By: J.R. Roper
Not all hot tubs are problematic, so hear me out.
Time is a great teacher, and what I have to share with you about the writing process is a cumulative product of years spent attending conferences, working with critique partners, reading — and gluing my butt to the chair and writing. There is a lot of contradictory advice out there and some is simply the same-old-same-old. Here are a few bits of advice to help you hold onto a thread of sanity (and some of your hair).
Always finish your work and do not submit until it is ready.
Habits are important and this is definitely true for writing. If you make it a habit to complete even the worst drivel that ekes from your fingertips into your word processor, you will find a healthy level of mental success. A story that starts out terrible — but finished — can be fixed. And, when it’s fixed, it might be a well-written story. But when is this well-written story ready for the world to read?
The short answer — when you KNOW it is ready. I wrote a short story in 2009 while on vacation in northern Wisconsin. It was the only short story I had ever written and I never liked it because I didn’t know how it should end. Then in the winter of 2012, I brought the story out of my dreadful writing file and solicited help from my writing group (more on them and the hot tub later). Their prompts about possible endings helped, and in the end, an offspring of their ideas worked brilliantly. This short story, titled “Of The Lake,” became my first piece of writing accepted for publication! Had I sent it out before fixing the ending it might’ve never been accepted, and with short stories, the market for specific themes is limited.

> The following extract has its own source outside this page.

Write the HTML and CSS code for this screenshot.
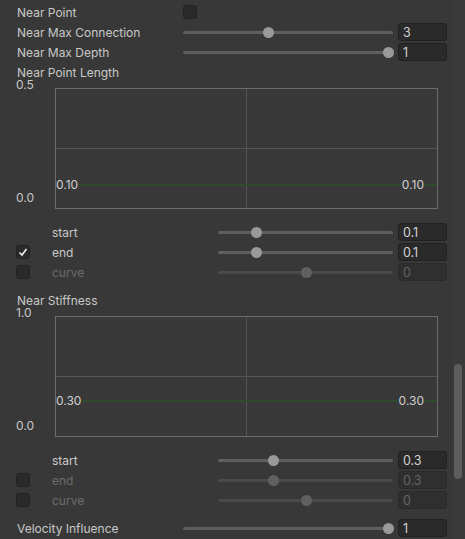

Write every day? Seriously?
This advice is probably the best writing advice ever, but also the worst advice for anyone with a day job, spouse, children, dog, house to keep up with, need for sleep to remain sane, and smallish reading addiction. Writing and rejection are inseparable, like Star Wars and popcorn. The problem with this best-advice-ever is it leads to feeling like a failure if you do not or cannot follow it, and that’s the last thing you need. My advice is to scrap everyone’s advice and figure out what works for you. If aiming for a daily word count leads to constant failing, why not aim for a weekly word count to hold yourself accountable? That way, when the juices are flowing, you can write, write, write. And if you need a night to drink beer and watch The Bachelor, you’ve got it!
Try a different genre.
I have always thought of myself as a fantasy novelist for middle grade and YA readers. And for many years, this was all I worked on. I wrote and rewrote the first two novels in my middle grade trilogy until the characters’ souls were pressed from the page. Then, one day, I heard a friend tell a real life story that absolutely frightened me. So I sat down and tried to communicate that terror in a story of my own. In the process I realized that I love writing horror! Since then I have had five horror stories accepted for themed anthologies. I certainly will not get rich writing short stories. But it has pushed me to keep writing something even when I’m stuck in the novel doldrums. It has provided connections to several editors I’d love to submit more work to in the future. And hopefully, these little bits of success I find by having my name in print will help relieve the near-constant sting of rejection that inevitably comes with writing.
The stream of ideas will not dry up.
If you are alive and listening, if you read often, and if you jot down the occasional compelling dream, you will continue to develop good ideas for stories. In fact, you might not have enough life to write them all. Your best idea for a story is probably your next one. So when you finish your current project, don’t wait. Get started again right away. Common worries for new writers stem from fears like this is the only publishable idea I will ever come up with and if I don’t write this now, someone will steal my idea. There really is nothing new under the sun. Your story idea has already been done in some way, shape, or form. But no one can tell your story like you, so as Dori says, “just keep swimming.”
Stay out of the hot tub!
Writer friends and critique partners that feel like family (but aren’t actually family) are your most important allies in the quest to write great stories and have them published. Some of your friends (see Kelly Stanley from the January guest blog post) will experience success before you do. Some of your best writing friends whom you met at writing conferences might already be successful authors (see D.E. Johnson, Kelsey Timmerman, and Julie Hyzy). Other writing friends are on the cusp of being published (that’s you, Sarah Schmitt!). The point is these are the people who care about your long-term success because they love you as a person. I workshop with two writing groups, one made up strictly of fantasy novelists, and the other a rich mixture of fiction writers and poets. The people who attend are some of my best friends who aren’t afraid to tell me when my writing stinks to high heaven.
So what’s with the hot tub? At a writing conference in 2011, a hot tub full of literary agents invited me to join them! A writer’s dream, you say? Maybe, but I did not get in the hot tub. All of the agents still requested full or partial manuscripts at the conference and a few gave awesome feedback, but ultimately they all passed on my story. And had I gone into the hot tub, the story would have still been rejected, and my wife might have murdered me. Instead, on that fateful hot-tub-bubbling night, I went out and had a drink with my writing buddies. And guess what? They are all still with me — my writing family.
As a side note from Sarah, he's also one of the coolest kids around and can rock a bald head like nobody else I know, except maybe D.E. Johnson.